Supplied information
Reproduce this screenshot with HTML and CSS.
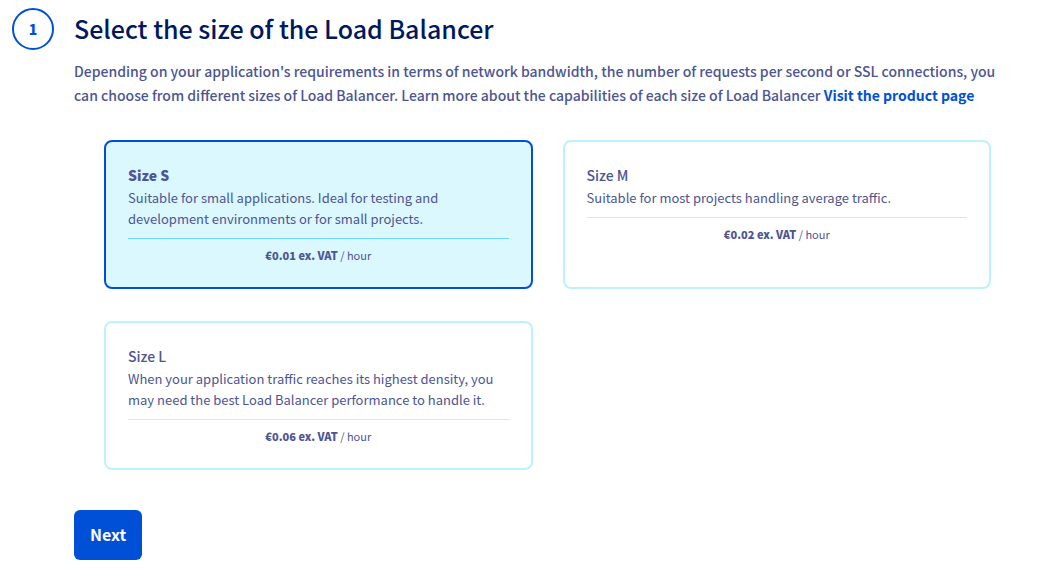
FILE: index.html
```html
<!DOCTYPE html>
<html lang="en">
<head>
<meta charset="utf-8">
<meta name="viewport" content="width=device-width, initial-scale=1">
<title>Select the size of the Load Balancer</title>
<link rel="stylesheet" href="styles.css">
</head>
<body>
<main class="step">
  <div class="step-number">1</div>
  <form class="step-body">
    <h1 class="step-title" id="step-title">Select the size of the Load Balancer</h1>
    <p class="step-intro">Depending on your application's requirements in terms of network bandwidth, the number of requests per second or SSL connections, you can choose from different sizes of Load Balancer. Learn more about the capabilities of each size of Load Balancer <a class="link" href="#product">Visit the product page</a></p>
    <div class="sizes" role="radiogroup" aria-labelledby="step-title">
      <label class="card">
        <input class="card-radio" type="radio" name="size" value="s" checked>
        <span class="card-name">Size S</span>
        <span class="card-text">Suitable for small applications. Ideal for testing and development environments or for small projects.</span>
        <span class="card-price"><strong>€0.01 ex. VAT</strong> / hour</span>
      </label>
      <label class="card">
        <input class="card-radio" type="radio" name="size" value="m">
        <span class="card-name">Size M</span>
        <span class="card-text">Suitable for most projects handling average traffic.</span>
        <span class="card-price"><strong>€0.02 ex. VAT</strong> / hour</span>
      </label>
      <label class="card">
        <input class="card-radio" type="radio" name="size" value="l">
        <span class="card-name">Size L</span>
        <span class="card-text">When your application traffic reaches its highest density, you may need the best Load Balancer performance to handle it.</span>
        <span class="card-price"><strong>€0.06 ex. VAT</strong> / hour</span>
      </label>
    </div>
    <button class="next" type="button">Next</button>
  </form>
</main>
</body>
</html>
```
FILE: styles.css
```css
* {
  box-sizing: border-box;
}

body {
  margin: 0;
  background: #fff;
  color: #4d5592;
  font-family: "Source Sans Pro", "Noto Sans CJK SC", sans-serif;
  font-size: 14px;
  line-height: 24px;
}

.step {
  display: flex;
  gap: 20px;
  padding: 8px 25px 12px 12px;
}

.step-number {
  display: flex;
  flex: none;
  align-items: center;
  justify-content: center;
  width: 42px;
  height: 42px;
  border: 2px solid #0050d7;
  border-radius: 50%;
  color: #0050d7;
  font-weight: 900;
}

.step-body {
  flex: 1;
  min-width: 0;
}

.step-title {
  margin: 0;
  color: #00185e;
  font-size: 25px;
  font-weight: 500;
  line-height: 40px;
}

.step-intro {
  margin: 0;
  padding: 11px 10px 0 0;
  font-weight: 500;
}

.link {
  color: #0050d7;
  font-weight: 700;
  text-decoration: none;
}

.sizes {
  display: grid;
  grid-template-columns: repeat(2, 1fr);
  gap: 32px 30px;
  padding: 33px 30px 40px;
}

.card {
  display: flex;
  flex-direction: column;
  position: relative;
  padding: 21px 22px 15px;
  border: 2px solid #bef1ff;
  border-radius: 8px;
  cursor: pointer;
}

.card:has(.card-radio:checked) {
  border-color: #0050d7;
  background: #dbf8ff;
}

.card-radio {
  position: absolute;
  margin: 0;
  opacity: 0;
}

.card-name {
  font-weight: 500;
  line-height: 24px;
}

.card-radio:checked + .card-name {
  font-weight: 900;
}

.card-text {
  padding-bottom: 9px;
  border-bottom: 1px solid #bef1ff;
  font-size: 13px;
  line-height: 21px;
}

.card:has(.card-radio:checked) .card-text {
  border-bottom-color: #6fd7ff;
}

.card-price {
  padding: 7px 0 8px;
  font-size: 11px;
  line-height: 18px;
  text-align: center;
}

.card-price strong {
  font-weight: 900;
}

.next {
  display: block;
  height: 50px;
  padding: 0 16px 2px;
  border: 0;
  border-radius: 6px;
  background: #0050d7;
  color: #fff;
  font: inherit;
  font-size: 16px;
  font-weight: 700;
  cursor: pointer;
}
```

The problem
Reproduce the whole listing word for word, setting aside any pictures.

Exercise response
Reproduce this screenshot with HTML and CSS.
FILE: index.html
```html
<!DOCTYPE html>
<html lang="en">
<head>
<meta charset="utf-8">
<meta name="viewport" content="width=device-width, initial-scale=1">
<title>Select the size of the Load Balancer</title>
<link rel="stylesheet" href="styles.css">
</head>
<body>
<main class="step">
  <div class="step-number">1</div>
  <form class="step-body">
    <h1 class="step-title" id="step-title">Select the size of the Load Balancer</h1>
    <p class="step-intro">Depending on your application's requirements in terms of network bandwidth, the number of requests per second or SSL connections, you can choose from different sizes of Load Balancer. Learn more about the capabilities of each size of Load Balancer <a class="link" href="#product">Visit the product page</a></p>
    <div class="sizes" role="radiogroup" aria-labelledby="step-title">
      <label class="card">
        <input class="card-radio" type="radio" name="size" value="s" checked>
        <span class="card-name">Size S</span>
        <span class="card-text">Suitable for small applications. Ideal for testing and development environments or for small projects.</span>
        <span class="card-price"><strong>€0.01 ex. VAT</strong> / hour</span>
      </label>
      <label class="card">
        <input class="card-radio" type="radio" name="size" value="m">
        <span class="card-name">Size M</span>
        <span class="card-text">Suitable for most projects handling average traffic.</span>
        <span class="card-price"><strong>€0.02 ex. VAT</strong> / hour</span>
      </label>
      <label class="card">
        <input class="card-radio" type="radio" name="size" value="l">
        <span class="card-name">Size L</span>
        <span class="card-text">When your application traffic reaches its highest density, you may need the best Load Balancer performance to handle it.</span>
        <span class="card-price"><strong>€0.06 ex. VAT</strong> / hour</span>
      </label>
    </div>
    <button class="next" type="button">Next</button>
  </form>
</main>
</body>
</html>
```
FILE: styles.css
```css
* {
  box-sizing: border-box;
}

body {
  margin: 0;
  background: #fff;
  color: #4d5592;
  font-family: "Source Sans Pro", "Noto Sans CJK SC", sans-serif;
  font-size: 14px;
  line-height: 24px;
}

.step {
  display: flex;
  gap: 20px;
  padding: 8px 25px 12px 12px;
}

.step-number {
  display: flex;
  flex: none;
  align-items: center;
  justify-content: center;
  width: 42px;
  height: 42px;
  border: 2px solid #0050d7;
  border-radius: 50%;
  color: #0050d7;
  font-weight: 900;
}

.step-body {
  flex: 1;
  min-width: 0;
}

.step-title {
  margin: 0;
  color: #00185e;
  font-size: 25px;
  font-weight: 500;
  line-height: 40px;
}

.step-intro {
  margin: 0;
  padding: 11px 10px 0 0;
  font-weight: 500;
}

.link {
  color: #0050d7;
  font-weight: 700;
  text-decoration: none;
}

.sizes {
  display: grid;
  grid-template-columns: repeat(2, 1fr);
  gap: 32px 30px;
  padding: 33px 30px 40px;
}

.card {
  display: flex;
  flex-direction: column;
  position: relative;
  padding: 21px 22px 15px;
  border: 2px solid #bef1ff;
  border-radius: 8px;
  cursor: pointer;
}

.card:has(.card-radio:checked) {
  border-color: #0050d7;
  background: #dbf8ff;
}

.card-radio {
  position: absolute;
  margin: 0;
  opacity: 0;
}

.card-name {
  font-weight: 500;
  line-height: 24px;
}

.card-radio:checked + .card-name {
  font-weight: 900;
}

.card-text {
  padding-bottom: 9px;
  border-bottom: 1px solid #bef1ff;
  font-size: 13px;
  line-height: 21px;
}

.card:has(.card-radio:checked) .card-text {
  border-bottom-color: #6fd7ff;
}

.card-price {
  padding: 7px 0 8px;
  font-size: 11px;
  line-height: 18px;
  text-align: center;
}

.card-price strong {
  font-weight: 900;
}

.next {
  display: block;
  height: 50px;
  padding: 0 16px 2px;
  border: 0;
  border-radius: 6px;
  background: #0050d7;
  color: #fff;
  font: inherit;
  font-size: 16px;
  font-weight: 700;
  cursor: pointer;
}
```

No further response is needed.